3.金某玉与中国星岛(延边)绿色产业有限公司公司决议撤销纠纷上诉案[47]
【焦点问题】董事是否有权提起董事会决议撤销之诉?
【裁判立场】根据《公司法》的规定,撤销决议之诉的提诉主体只能是股东。
【案情简介】原告金某玉于2011年被任命为被告星岛公司董事长,2016年6月17日星岛公司在韩国首尔召开董事会,形成解聘金某玉的董事会决议。金某玉认为,其在任期间无任何过错,被告却在其完全不知情的情况下解聘她,该决议对金某玉显失公平,严重地侵害了金某玉的合法权益,因而向法院提起了决议撤销之诉。

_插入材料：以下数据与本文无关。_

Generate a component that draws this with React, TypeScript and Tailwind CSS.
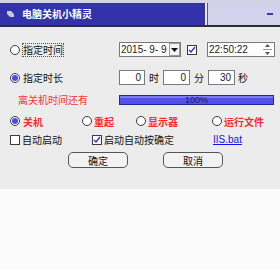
import React from "react";

const F = { fontFamily: '"Noto Sans CJK SC", "Noto Sans", sans-serif' };

function Radio({ on }: { on?: boolean }) {
  return (
    <span className="w-[10px] h-[10px] rounded-full border-[1.5px] border-[#3a3a3a] bg-white flex items-center justify-center shrink-0">
      {on && <span className="w-[6px] h-[6px] rounded-full bg-[#4a4ae8]" />}
    </span>
  );
}

function Check({ on }: { on?: boolean }) {
  return (
    <span className="w-[10px] h-[10px] border border-[#3a3a3a] bg-white flex items-center justify-center shrink-0">
      {on && (
        <svg width="8" height="8" viewBox="0 0 8 8">
          <path d="M1 4 L3 6 L7 1" stroke="#3030d0" strokeWidth="1.4" fill="none" />
        </svg>
      )}
    </span>
  );
}

function NumBox({ v, w }: { v: string; w: string }) {
  return (
    <div className={`${w} h-[15px] border border-[#7a7a7a] bg-white flex items-center justify-end pr-[3px] text-[10px] text-[#222]`} style={{ fontFamily: '"Liberation Sans", sans-serif' }}>
      {v}
    </div>
  );
}

export default function App() {
  return (
    <div className="w-[280px] h-[270px] bg-[#fbfbfb] flex flex-col" style={F}>
      {/* title bar */}
      <div className="h-[3px] bg-[#d2d2e6]" />
      <div className="h-[22px] flex">
        <div className="w-[205px] bg-[#3232aa] flex items-center">
          <svg width="7" height="6" viewBox="0 0 7 6" className="ml-[7px]">
            <path d="M0 0 H4 L7 3 V6 H3 L0 3 Z" fill="#c8c8d8" />
          </svg>
          <span className="ml-[8px] text-[10px] font-bold text-white leading-none">电脑关机小精灵</span>
        </div>
        <div className="w-[2px] bg-[#ececf4]" />
        <div className="w-[1px] bg-[#4a4ab8]" />
        <div className="flex-1 bg-[#d2d2ec] flex items-center justify-end pr-[7px]">
          <div className="w-[6px] h-[2px] bg-[#3a3aa8]" />
        </div>
      </div>
      <div className="h-[2px] bg-[#2c2c3c]" />

      {/* body */}
      <div className="h-[162px] bg-[#ececec] flex flex-col pl-[10px] text-[10px] text-[#111]">
        {/* row 1 */}
        <div className="h-[15px] mt-[15px] flex items-center">
          <div className="w-[109px] flex items-center">
            <Radio />
            <span className="ml-[2px] border border-dotted border-[#555] leading-[12px]">指定时间</span>
          </div>
          <div className="w-[62px] h-[15px] border border-[#7a7a7a] bg-white flex items-center overflow-hidden" style={{ fontFamily: '"Liberation Sans", sans-serif' }}>
            <span className="ml-[1px] text-[10px] text-[#222] whitespace-pre flex-1 min-w-0 overflow-hidden">2015- 9- 9</span>
            <div className="w-[11px] h-[13px] shrink-0 border border-[#9a9a9a] bg-[#f4f4f4] flex items-center justify-center">
              <svg width="7" height="4" viewBox="0 0 7 4"><path d="M0 0 H7 L3.5 4 Z" fill="#111" /></svg>
            </div>
          </div>
          <div className="ml-[6px]"><Check on /></div>
          <div className="ml-[10px] w-[68px] h-[15px] border border-[#7a7a7a] bg-white flex items-center" style={{ fontFamily: '"Liberation Sans", sans-serif' }}>
            <span className="ml-[1px] text-[10px] text-[#222] flex-1">22:50:22</span>
            <div className="w-[12px] h-[13px] flex flex-col items-center justify-center gap-[2px] mr-[1px]">
              <svg width="5" height="3" viewBox="0 0 5 3"><path d="M0 3 H5 L2.5 0 Z" fill="#555" /></svg>
              <div className="w-[9px] h-[1px] bg-[#999]" />
              <svg width="5" height="3" viewBox="0 0 5 3"><path d="M0 0 H5 L2.5 3 Z" fill="#555" /></svg>
            </div>
          </div>
        </div>

        {/* row 2 */}
        <div className="h-[15px] mt-[13px] flex items-center">
          <div className="w-[109px] flex items-center">
            <Radio on />
            <span className="ml-[3px] leading-[12px]">指定时长</span>
          </div>
          <NumBox v="0" w="w-[26px]" />
          <span className="w-[18px] text-center">时</span>
          <NumBox v="0" w="w-[27px]" />
          <span className="w-[18px] text-center">分</span>
          <NumBox v="30" w="w-[27px]" />
          <span className="ml-[3px]">秒</span>
        </div>

        {/* row 3 */}
        <div className="h-[10px] mt-[10px] flex items-center">
          <div className="w-[109px] pl-[8px] text-[#ff3030] leading-none">离关机时间还有</div>
          <div className="w-[155px] h-[10px] border border-[#2626a0] bg-[#5252ea] relative flex items-center justify-center">
            <div className="absolute left-0 right-0 top-0 h-[2px] bg-[#7c7cf4]" />
            <span className="relative text-[9px] leading-none text-[#1a1a5a]" style={{ fontFamily: '"Liberation Sans", sans-serif' }}>100%</span>
          </div>
        </div>

        {/* row 4 */}
        <div className="h-[14px] mt-[9px] flex items-center text-[#ff2a2a] font-bold">
          <div className="w-[72px] flex items-center"><Radio on /><span className="ml-[3px]">关机</span></div>
          <div className="w-[54px] flex items-center"><Radio /><span className="ml-[2px]">重起</span></div>
          <div className="w-[76px] flex items-center"><Radio /><span className="ml-[2px]">显示器</span></div>
          <div className="flex items-center"><Radio /><span className="ml-[2px]">运行文件</span></div>
        </div>

        {/* row 5 */}
        <div className="h-[15px] mt-[4px] flex items-center">
          <div className="w-[82px] flex items-center"><Check /><span className="ml-[2px]">自动启动</span></div>
          <div className="w-[121px] flex items-center"><Check on /><span className="ml-[2px]">启动自动按确定</span></div>
          <span className="text-[#1010ee] underline" style={{ fontFamily: '"Liberation Sans", sans-serif' }}>IIS.bat</span>
        </div>

        {/* row 6 */}
        <div className="h-[16px] mt-[5px] flex items-center">
          <button className="ml-[58px] w-[60px] h-[16px] rounded-[5px] border border-[#555] bg-[#f2f2f2] text-[10px] flex items-center justify-center">确定</button>
          <button className="ml-[35px] w-[60px] h-[16px] rounded-[5px] border border-[#555] bg-[#f2f2f2] text-[10px] flex items-center justify-center">取消</button>
        </div>
      </div>
    </div>
  );
}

【裁判要旨】一审法院认为,本案纠纷的起源是作为被告公司原董事长的原告金某玉认为该公司于2016年6月17日作出的董事会决议在召开程序、表决方式和决议内容方面违反法律及公司章程规定,要求撤销被告星岛公司于2016年6月17日形成的董事会决议,本案是公司决议撤销纠纷。根据《公司法》第二十二条第二款之规定,虽原告金某玉于作出董事会决议之日起六十日内提起诉讼,但上述法律条文明确规定提起公司决议撤销之诉的原告必须具有作出该决议的公司股东身份,而本案原告金某玉并非被告星岛公司的股东,其无权提起公司决议撤销之诉,依照法律规定,其不具有提起本案诉讼的主体资格,依法应驳回起诉。
二审法院的说理思路及裁判结果与一审相同。
【案例评析】本案实质上与《公司法解释(四)》第一条更为相关,虽然原告的诉讼请求为撤销董事会决议,但其主张的理由是该决议显失公平、侵害原告的合法权益,因而提起决议无效之诉,更为恰当。裁判法院认定撤销之诉的提诉主体只能是公司股东,而驳回原告的诉讼请求,也是合乎法律规定的。